It was in 1882 that Lansdell undertook a journey through Central Asia that he recorded in his first book, Through Siberia (1882). This was followed by Russian Central Asia (1885) and Chinese Central Asia (1893). All the books were reprinted several times and in translation. An abridged version of the first two was published as Through Central Asia (1887). They described and illustrated places that were rarely visited and little known in the West. Through Siberia includes accounts of visits to prisons and to mines, where prisoners worked; he was probably the first foreigner to be given access to these places. Lansdell was accused by Russian dissidents in Britain of having too favourable an attitude to Russia and not describing true conditions in prisons. He had official support both from British envoys, who wanted to develop better public opinion of Russia, and from Russian officials. Count Tolstoi, Russian Minister of the Interior, Grand Duke Michael and the Governor General of Turkistan all supplied Lansdell with letters of introduction for his 1885 travels.

The two-volume account his 1885 journey was lavishly illustrated. Lansdell described the flora and fauna of Russian Turkistan, as well as peoples and customs that were exotic and new to British and Western European readers. He included photographs of himself wearing Kokand armour of chain mail coat and helmet, with saddlecloth and battleaxe, presented to him by the Emir of Bukhara, neighbouring Kokand. The axe reflects the ‘Church militant’ aspect of Lansdell’s missionary zeal. In this photograph Lansdell wears the embroidered Afghan trousers he bought in Tashkent, which are a central feature of the showcase devoted to him at the Beaney.
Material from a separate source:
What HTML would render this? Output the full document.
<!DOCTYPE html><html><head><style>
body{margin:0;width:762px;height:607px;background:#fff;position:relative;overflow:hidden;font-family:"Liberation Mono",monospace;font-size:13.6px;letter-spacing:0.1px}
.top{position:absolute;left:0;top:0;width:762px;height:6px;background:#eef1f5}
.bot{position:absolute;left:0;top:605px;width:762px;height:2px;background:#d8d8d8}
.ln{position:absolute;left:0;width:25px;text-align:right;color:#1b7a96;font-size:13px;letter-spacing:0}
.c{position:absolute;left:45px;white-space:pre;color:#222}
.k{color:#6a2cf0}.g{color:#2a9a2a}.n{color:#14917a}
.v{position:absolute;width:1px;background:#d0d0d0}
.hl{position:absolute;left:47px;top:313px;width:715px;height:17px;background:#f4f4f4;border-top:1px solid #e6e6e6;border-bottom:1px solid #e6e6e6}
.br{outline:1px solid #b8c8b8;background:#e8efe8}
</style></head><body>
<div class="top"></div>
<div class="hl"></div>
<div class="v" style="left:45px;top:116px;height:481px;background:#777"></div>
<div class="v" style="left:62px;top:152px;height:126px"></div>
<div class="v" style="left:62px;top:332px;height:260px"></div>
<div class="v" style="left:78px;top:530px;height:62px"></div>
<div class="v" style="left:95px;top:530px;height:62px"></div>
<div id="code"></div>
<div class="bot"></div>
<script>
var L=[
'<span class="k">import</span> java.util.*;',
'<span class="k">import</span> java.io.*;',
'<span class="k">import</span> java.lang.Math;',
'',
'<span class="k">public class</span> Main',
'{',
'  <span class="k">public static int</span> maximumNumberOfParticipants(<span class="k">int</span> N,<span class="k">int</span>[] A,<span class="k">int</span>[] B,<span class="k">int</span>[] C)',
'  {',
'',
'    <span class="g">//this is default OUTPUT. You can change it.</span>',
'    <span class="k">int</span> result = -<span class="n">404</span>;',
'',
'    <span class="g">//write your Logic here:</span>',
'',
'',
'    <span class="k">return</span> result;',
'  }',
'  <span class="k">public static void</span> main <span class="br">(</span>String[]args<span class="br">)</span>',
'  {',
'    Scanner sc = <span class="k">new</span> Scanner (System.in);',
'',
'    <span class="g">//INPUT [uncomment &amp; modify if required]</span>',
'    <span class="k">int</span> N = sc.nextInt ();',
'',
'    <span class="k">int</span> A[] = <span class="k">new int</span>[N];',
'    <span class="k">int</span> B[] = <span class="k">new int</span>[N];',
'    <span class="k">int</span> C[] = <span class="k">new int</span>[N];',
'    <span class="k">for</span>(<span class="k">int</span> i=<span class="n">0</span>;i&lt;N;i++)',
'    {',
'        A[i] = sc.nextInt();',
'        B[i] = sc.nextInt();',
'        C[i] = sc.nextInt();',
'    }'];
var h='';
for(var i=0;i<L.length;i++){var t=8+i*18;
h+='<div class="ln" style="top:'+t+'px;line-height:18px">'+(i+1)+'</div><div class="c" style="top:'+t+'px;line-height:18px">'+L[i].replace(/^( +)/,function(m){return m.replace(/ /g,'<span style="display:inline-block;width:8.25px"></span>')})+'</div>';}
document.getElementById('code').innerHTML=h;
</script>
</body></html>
The book’s review in The Times (27 May 1885) gives a telling insight to how Lansdell operated: ‘Perhaps … the most interesting part of the narrative relates to Dr Lansdell’s experiences in Bokhara [Bukhara]. He was received with all ceremony on the frontier as the Emir’s guest, and conducted to Kitab, where the Emir was spending the summer…For his audience with the Emir, Dr Lansdell thought it necessary to make himself as imposing as possible, and so arrayed himself in an astonishing costume partly clerical, partly Masonic, and partly Servian [Serbian]. He succeeded, however, as usual, in getting all his wishes granted.’
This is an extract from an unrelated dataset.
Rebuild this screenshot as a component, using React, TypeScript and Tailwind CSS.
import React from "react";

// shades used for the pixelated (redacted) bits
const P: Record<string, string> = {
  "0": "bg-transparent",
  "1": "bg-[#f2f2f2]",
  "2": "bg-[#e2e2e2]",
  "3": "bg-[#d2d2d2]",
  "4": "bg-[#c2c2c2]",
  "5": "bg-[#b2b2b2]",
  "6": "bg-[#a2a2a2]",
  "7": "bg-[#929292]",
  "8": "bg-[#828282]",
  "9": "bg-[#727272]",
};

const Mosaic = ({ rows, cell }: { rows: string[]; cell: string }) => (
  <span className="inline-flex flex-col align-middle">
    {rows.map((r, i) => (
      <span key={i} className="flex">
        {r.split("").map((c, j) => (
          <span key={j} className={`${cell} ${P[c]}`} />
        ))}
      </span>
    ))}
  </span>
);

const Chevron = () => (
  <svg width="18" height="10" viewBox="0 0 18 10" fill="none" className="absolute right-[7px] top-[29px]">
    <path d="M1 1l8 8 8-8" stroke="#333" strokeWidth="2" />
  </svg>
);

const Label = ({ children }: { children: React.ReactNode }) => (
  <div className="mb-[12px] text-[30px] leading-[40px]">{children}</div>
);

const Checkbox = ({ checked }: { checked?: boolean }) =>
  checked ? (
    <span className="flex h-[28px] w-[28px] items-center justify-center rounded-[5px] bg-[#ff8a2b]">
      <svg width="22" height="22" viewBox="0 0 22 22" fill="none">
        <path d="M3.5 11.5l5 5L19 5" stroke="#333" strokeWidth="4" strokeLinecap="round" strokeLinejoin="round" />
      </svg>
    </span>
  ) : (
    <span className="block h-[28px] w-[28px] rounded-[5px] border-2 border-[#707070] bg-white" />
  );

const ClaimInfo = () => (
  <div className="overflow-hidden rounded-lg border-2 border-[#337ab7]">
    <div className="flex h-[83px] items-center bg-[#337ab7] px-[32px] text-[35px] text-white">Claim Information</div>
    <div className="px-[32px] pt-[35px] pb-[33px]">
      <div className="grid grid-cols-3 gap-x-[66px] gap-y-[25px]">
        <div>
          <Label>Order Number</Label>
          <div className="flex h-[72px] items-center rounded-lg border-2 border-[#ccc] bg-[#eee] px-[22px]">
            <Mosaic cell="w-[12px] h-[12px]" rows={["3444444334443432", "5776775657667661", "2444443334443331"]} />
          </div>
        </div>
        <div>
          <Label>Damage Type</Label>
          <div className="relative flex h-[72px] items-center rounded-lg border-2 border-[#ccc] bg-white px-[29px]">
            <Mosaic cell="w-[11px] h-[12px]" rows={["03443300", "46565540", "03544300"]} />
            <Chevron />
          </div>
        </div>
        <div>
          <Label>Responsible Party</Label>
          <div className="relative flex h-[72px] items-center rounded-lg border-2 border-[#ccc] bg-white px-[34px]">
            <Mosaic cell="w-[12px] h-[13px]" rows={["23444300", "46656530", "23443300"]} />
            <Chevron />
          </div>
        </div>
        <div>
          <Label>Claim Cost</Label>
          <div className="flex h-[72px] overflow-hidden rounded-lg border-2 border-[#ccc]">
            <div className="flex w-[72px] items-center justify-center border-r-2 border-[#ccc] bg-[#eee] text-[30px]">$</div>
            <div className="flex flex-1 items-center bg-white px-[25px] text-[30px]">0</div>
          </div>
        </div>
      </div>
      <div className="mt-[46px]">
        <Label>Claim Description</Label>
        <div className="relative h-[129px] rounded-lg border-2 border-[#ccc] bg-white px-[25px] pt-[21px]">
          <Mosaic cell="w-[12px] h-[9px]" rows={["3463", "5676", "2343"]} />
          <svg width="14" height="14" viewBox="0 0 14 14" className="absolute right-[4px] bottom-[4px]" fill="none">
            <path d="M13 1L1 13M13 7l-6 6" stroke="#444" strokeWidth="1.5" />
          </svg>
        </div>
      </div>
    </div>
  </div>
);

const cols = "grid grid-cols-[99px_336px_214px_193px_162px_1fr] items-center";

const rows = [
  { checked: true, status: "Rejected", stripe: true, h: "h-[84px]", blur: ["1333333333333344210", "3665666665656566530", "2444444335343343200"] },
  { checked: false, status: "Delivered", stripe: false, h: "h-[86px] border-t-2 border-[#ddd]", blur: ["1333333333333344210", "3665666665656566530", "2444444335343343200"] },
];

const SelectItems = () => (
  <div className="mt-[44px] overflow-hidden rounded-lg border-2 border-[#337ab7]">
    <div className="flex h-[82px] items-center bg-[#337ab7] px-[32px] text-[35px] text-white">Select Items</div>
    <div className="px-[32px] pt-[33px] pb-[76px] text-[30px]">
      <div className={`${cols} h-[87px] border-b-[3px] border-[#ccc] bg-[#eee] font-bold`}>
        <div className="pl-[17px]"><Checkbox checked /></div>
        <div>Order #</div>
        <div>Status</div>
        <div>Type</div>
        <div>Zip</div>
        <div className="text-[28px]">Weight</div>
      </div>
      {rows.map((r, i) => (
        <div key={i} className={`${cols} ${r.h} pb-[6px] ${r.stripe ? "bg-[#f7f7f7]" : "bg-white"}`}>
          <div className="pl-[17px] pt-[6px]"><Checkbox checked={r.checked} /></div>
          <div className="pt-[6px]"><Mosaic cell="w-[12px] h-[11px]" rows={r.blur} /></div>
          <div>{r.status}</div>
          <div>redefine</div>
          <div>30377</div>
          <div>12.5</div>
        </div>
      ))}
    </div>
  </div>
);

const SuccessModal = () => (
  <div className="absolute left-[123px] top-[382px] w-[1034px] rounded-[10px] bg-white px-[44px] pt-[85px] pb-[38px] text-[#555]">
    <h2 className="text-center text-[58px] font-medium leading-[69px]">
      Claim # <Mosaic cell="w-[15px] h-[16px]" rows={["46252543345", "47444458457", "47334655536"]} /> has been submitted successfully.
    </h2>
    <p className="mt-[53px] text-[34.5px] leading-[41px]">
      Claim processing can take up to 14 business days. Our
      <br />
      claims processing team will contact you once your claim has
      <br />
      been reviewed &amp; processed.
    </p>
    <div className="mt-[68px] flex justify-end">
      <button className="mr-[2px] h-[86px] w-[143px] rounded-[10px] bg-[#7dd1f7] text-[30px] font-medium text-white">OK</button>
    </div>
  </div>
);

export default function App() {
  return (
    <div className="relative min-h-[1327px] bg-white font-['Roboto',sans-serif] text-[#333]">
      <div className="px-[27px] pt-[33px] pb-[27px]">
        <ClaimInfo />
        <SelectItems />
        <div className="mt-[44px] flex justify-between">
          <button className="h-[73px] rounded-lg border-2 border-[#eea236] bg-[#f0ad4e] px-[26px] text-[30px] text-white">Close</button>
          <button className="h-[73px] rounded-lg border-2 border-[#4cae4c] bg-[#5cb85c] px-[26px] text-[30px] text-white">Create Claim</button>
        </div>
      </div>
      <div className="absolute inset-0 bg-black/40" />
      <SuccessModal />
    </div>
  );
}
Lansdell’s last major journey was to Tibet. He set off in 1888 with a letter from the Archbishop of Canterbury to the Dalai Lama, hoping this would give him access to the closed city of Lhasa. But despite trying to reach Lhasa from India, then China, he was unable to obtain permission and had to be content with buying items from a trader who had visited Tibet.

He was elected a Fellow of the Royal Geographical Society in 1876 and became a life member of the British Association for the Advancement of Science in 1880, serving on their committee. He was also a member of the Royal Asiatic Society.
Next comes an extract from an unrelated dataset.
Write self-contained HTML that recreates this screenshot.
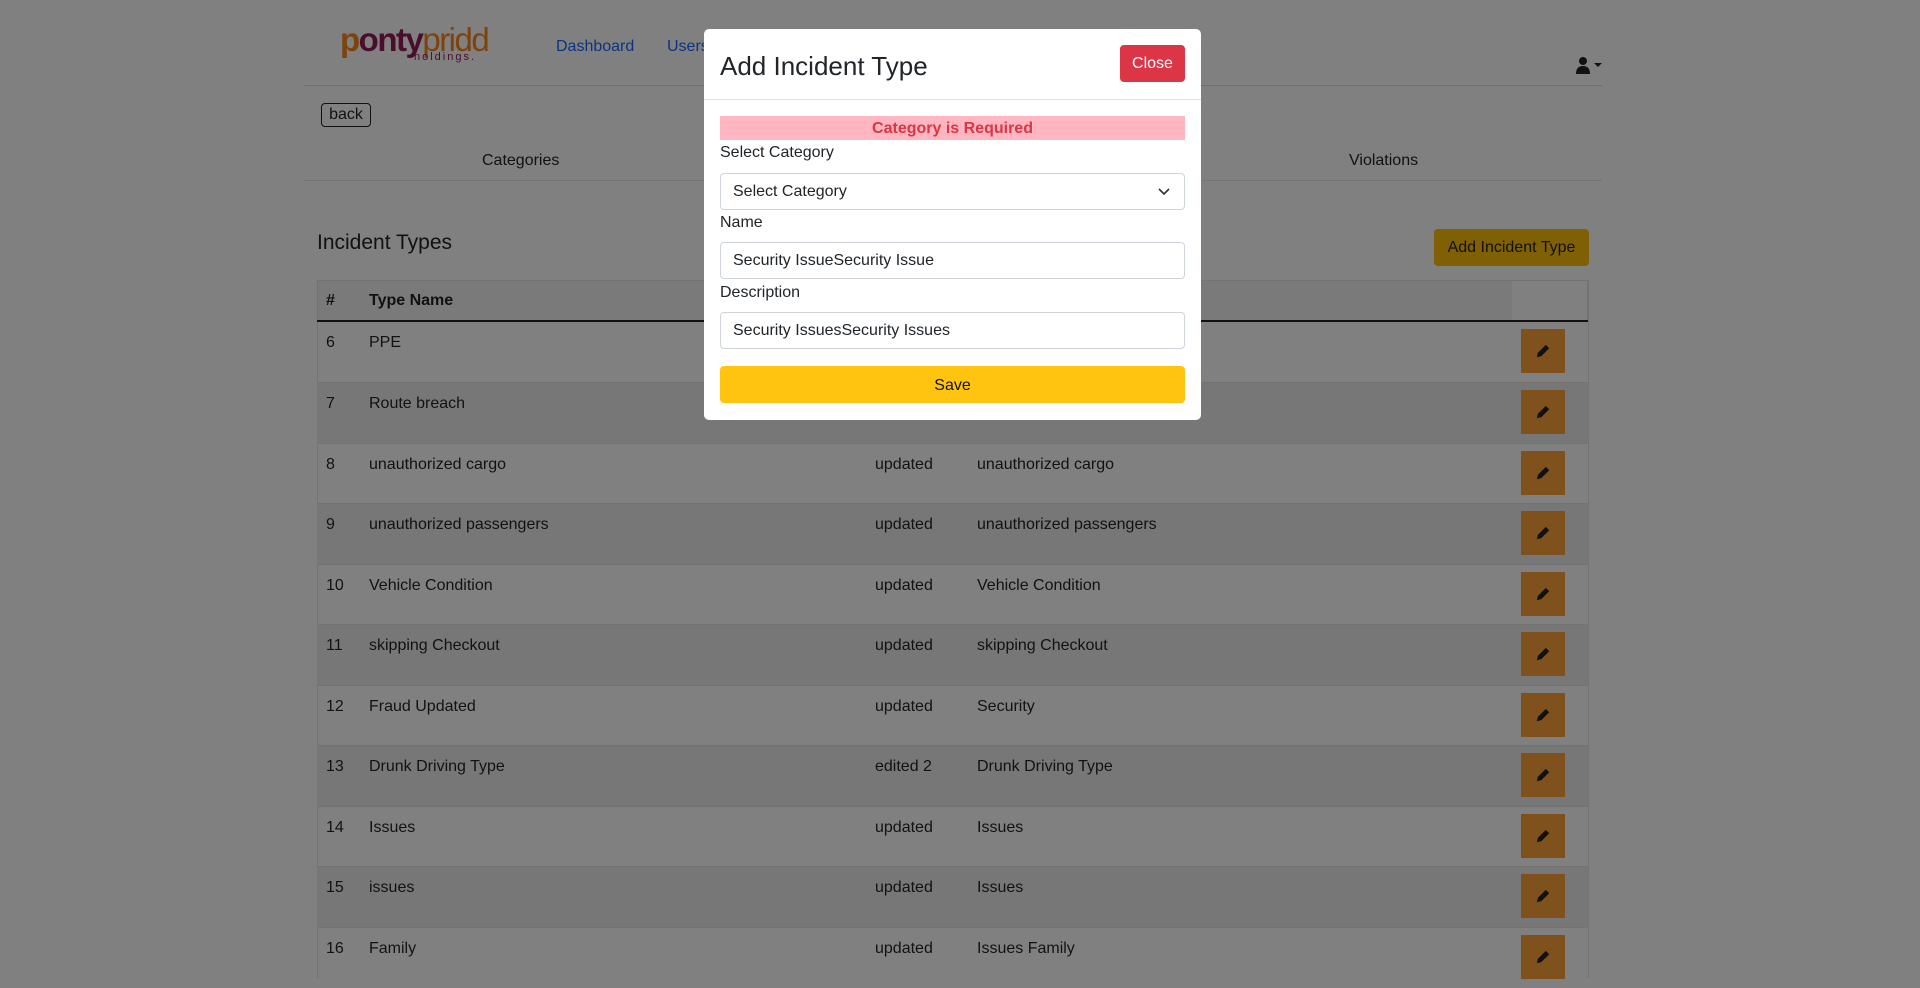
<!DOCTYPE html>
<html><head><meta charset="utf-8">
<style>
*{box-sizing:border-box;margin:0;padding:0}
body{width:1920px;height:978px;overflow:hidden;background:#808080;font-family:"Liberation Sans",sans-serif;color:#111;font-size:16px;position:relative}
.abs{position:absolute}
.nav a{color:#0a3480;text-decoration:none;font-size:16px}
.row{position:absolute;left:317px;width:1271px;height:61px;border-top:1px solid #737373}
.row span{position:absolute;top:12px;font-size:16px;color:#121212}
.edit{position:absolute;left:1204px;top:7px;width:44px;height:44px;background:#7f521d}
.edit svg{position:absolute;left:13px;top:13px}
.modal{position:absolute;left:704px;top:29px;width:497px;height:391px;background:#fff;border-radius:5px}
.lbl{position:absolute;left:16px;font-size:16px;color:#212529}
.inp{position:absolute;left:16px;width:465px;height:37px;border:1px solid #ced4da;border-radius:4px;padding:0 12px;line-height:35px;font-size:16px;color:#212529}
</style></head><body>
<div class="abs" style="left:340px;top:22px;font-size:33px;letter-spacing:-1.5px;line-height:36px">
<span style="color:#7e420c;font-weight:bold">p</span><span style="color:#4a0d2c;font-weight:bold">onty</span><span style="color:#7e420c">pridd</span></div>
<div class="abs" style="left:414px;top:51px;font-size:11px;color:#4a0d2c;letter-spacing:2px;line-height:12px">holdings.</div>
<div class="abs nav" style="left:556px;top:38px"><a>Dashboard</a></div>
<div class="abs nav" style="left:667px;top:38px"><a>Users</a></div>
<svg class="abs" style="left:1575px;top:56px" width="34" height="20" viewBox="0 0 34 20"><circle cx="8" cy="5" r="4" fill="#111"/><path d="M1 18 Q1 10 8 10 Q15 10 15 18Z" fill="#111"/><path d="M19 7 L27 7 L23 11Z" fill="#111"/></svg>
<div class="abs" style="left:304px;top:85px;width:1298px;height:1px;background:#707070"></div>
<div class="abs" style="left:321px;top:103px;width:50px;height:24px;border:1px solid #111;border-radius:4px;font-size:16px;text-align:center;line-height:22px;color:#111">back</div>
<div class="abs" style="left:482px;top:152px;font-size:16px;color:#111">Categories</div>
<div class="abs" style="left:1349px;top:152px;font-size:16px;color:#111">Violations</div>
<div class="abs" style="left:304px;top:180px;width:1298px;height:1px;background:#737373"></div>
<div class="abs" style="left:317px;top:231px;font-size:21px;color:#111">Incident Types</div>
<div class="abs" style="left:1434px;top:229px;width:155px;height:37px;background:#7f6005;border-radius:4px;font-size:16px;line-height:37px;text-align:center;color:#111">Add Incident Type</div>
<div class="abs" style="left:317px;top:280px;width:1271px;height:41px;background:#7a7a7a;border:1px solid #737373;border-bottom:none"></div>
<div class="abs" style="left:1512px;top:281px;width:75px;height:40px;background:#808080"></div>
<div class="abs" style="left:326px;top:292px;font-weight:bold">#</div>
<div class="abs" style="left:369px;top:292px;font-weight:bold">Type Name</div>
<div class="abs" style="left:317px;top:320px;width:1271px;height:2px;background:#111"></div>
<div class="abs" style="left:317px;top:322px;width:1px;height:656px;background:#737373"></div>
<div class="abs" style="left:1588px;top:280px;width:1px;height:698px;background:#737373"></div>

<div class="row" style="top:322px;border-top:none"><span style="left:9px">6</span><span style="left:52px">PPE</span><span style="left:558px">updated</span><span style="left:660px">PPE</span><div class="edit"><svg width="18" height="18" viewBox="0 0 16 16"><path d="M2.5 13.5 L3.5 9.5 L10.5 2.5 L13.5 5.5 L6.5 12.5Z" fill="#111"/></svg></div></div>
<div class="row" style="top:382px;background:#777"><span style="left:9px">7</span><span style="left:52px">Route breach</span><span style="left:558px">updated</span><span style="left:660px">Route breach</span><div class="edit"><svg width="18" height="18" viewBox="0 0 16 16"><path d="M2.5 13.5 L3.5 9.5 L10.5 2.5 L13.5 5.5 L6.5 12.5Z" fill="#111"/></svg></div></div>
<div class="row" style="top:443px"><span style="left:9px">8</span><span style="left:52px">unauthorized cargo</span><span style="left:558px">updated</span><span style="left:660px">unauthorized cargo</span><div class="edit"><svg width="18" height="18" viewBox="0 0 16 16"><path d="M2.5 13.5 L3.5 9.5 L10.5 2.5 L13.5 5.5 L6.5 12.5Z" fill="#111"/></svg></div></div>
<div class="row" style="top:503px;background:#777"><span style="left:9px">9</span><span style="left:52px">unauthorized passengers</span><span style="left:558px">updated</span><span style="left:660px">unauthorized passengers</span><div class="edit"><svg width="18" height="18" viewBox="0 0 16 16"><path d="M2.5 13.5 L3.5 9.5 L10.5 2.5 L13.5 5.5 L6.5 12.5Z" fill="#111"/></svg></div></div>
<div class="row" style="top:564px"><span style="left:9px">10</span><span style="left:52px">Vehicle Condition</span><span style="left:558px">updated</span><span style="left:660px">Vehicle Condition</span><div class="edit"><svg width="18" height="18" viewBox="0 0 16 16"><path d="M2.5 13.5 L3.5 9.5 L10.5 2.5 L13.5 5.5 L6.5 12.5Z" fill="#111"/></svg></div></div>
<div class="row" style="top:624px;background:#777"><span style="left:9px">11</span><span style="left:52px">skipping Checkout</span><span style="left:558px">updated</span><span style="left:660px">skipping Checkout</span><div class="edit"><svg width="18" height="18" viewBox="0 0 16 16"><path d="M2.5 13.5 L3.5 9.5 L10.5 2.5 L13.5 5.5 L6.5 12.5Z" fill="#111"/></svg></div></div>
<div class="row" style="top:685px"><span style="left:9px">12</span><span style="left:52px">Fraud Updated</span><span style="left:558px">updated</span><span style="left:660px">Security</span><div class="edit"><svg width="18" height="18" viewBox="0 0 16 16"><path d="M2.5 13.5 L3.5 9.5 L10.5 2.5 L13.5 5.5 L6.5 12.5Z" fill="#111"/></svg></div></div>
<div class="row" style="top:745px;background:#777"><span style="left:9px">13</span><span style="left:52px">Drunk Driving Type</span><span style="left:558px">edited 2</span><span style="left:660px">Drunk Driving Type</span><div class="edit"><svg width="18" height="18" viewBox="0 0 16 16"><path d="M2.5 13.5 L3.5 9.5 L10.5 2.5 L13.5 5.5 L6.5 12.5Z" fill="#111"/></svg></div></div>
<div class="row" style="top:806px"><span style="left:9px">14</span><span style="left:52px">Issues</span><span style="left:558px">updated</span><span style="left:660px">Issues</span><div class="edit"><svg width="18" height="18" viewBox="0 0 16 16"><path d="M2.5 13.5 L3.5 9.5 L10.5 2.5 L13.5 5.5 L6.5 12.5Z" fill="#111"/></svg></div></div>
<div class="row" style="top:866px;background:#777"><span style="left:9px">15</span><span style="left:52px">issues</span><span style="left:558px">updated</span><span style="left:660px">Issues</span><div class="edit"><svg width="18" height="18" viewBox="0 0 16 16"><path d="M2.5 13.5 L3.5 9.5 L10.5 2.5 L13.5 5.5 L6.5 12.5Z" fill="#111"/></svg></div></div>
<div class="row" style="top:927px"><span style="left:9px">16</span><span style="left:52px">Family</span><span style="left:558px">updated</span><span style="left:660px">Issues Family</span><div class="edit"><svg width="18" height="18" viewBox="0 0 16 16"><path d="M2.5 13.5 L3.5 9.5 L10.5 2.5 L13.5 5.5 L6.5 12.5Z" fill="#111"/></svg></div></div>

<div class="modal">
<div class="abs" style="left:16px;top:22px;font-size:26px;color:#212529">Add Incident Type</div>
<div class="abs" style="left:416px;top:16px;width:65px;height:37px;background:#dc3545;border-radius:4px;color:#fff;font-size:16px;line-height:37px;text-align:center">Close</div>
<div class="abs" style="left:0;top:70px;width:497px;height:1px;background:#dee2e6"></div>
<div class="abs" style="left:16px;top:87px;width:465px;height:24px;background:#ffb6c1;color:#dc3545;font-weight:bold;text-align:center;font-size:16px;line-height:26px">Category is Required</div>
<div class="lbl" style="top:115px">Select Category</div>
<div class="inp" style="top:144px">Select Category<svg style="position:absolute;right:14px;top:14px" width="12" height="8" viewBox="0 0 12 8"><path d="M1 1 L6 6 L11 1" stroke="#333" stroke-width="1.6" fill="none"/></svg></div>
<div class="lbl" style="top:185px">Name</div>
<div class="inp" style="top:213px">Security IssueSecurity Issue</div>
<div class="lbl" style="top:255px">Description</div>
<div class="inp" style="top:283px">Security IssuesSecurity Issues</div>
<div class="abs" style="left:16px;top:337px;width:465px;height:37px;background:#ffc410;border-radius:4px;text-align:center;line-height:39px;color:#111;font-size:16px">Save</div>
</div>
</body></html>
Lansdell died on 4 October 1919 at home in Blackheath, London, and asked to be buried at St Mary’s Church, Greenwich.

Collection

Lansdell collected many items on his travels. Some were given to the British Museum, London, but a large group of items was given to Canterbury Museum by his wife, Mary, in 1922. She wrote:

“The collection was made by my late husband the Rev Dr Lansdell during his travels between 1870 & 1890 through Russia, Asia, Turhistan, Bokhara, Little Tibet, China, India &c, and they are illustrative of the political and religious life of the Countries … I should be willing to present the greater part of the Collection to the Canterbury Museum as a Memorial to my late husband.”

References

1. Elizabeth Baigent, ‘Lansdell, Henry (1841-1919)’, Oxford Dictionary of National Biography, Oxford University Press, September 2004; online edition, January 2006

2. The Graphic, 1 November 1884

Items on display

Kazakh girdle

Kazakh girdle, on display in the Lansdell Collection at the Beaney Art Museum and Library

19th century; bought in Tashkent

Leather

 

Kazakhs live in Turkestan, southern Asia, which was annexed by Russia in 1864.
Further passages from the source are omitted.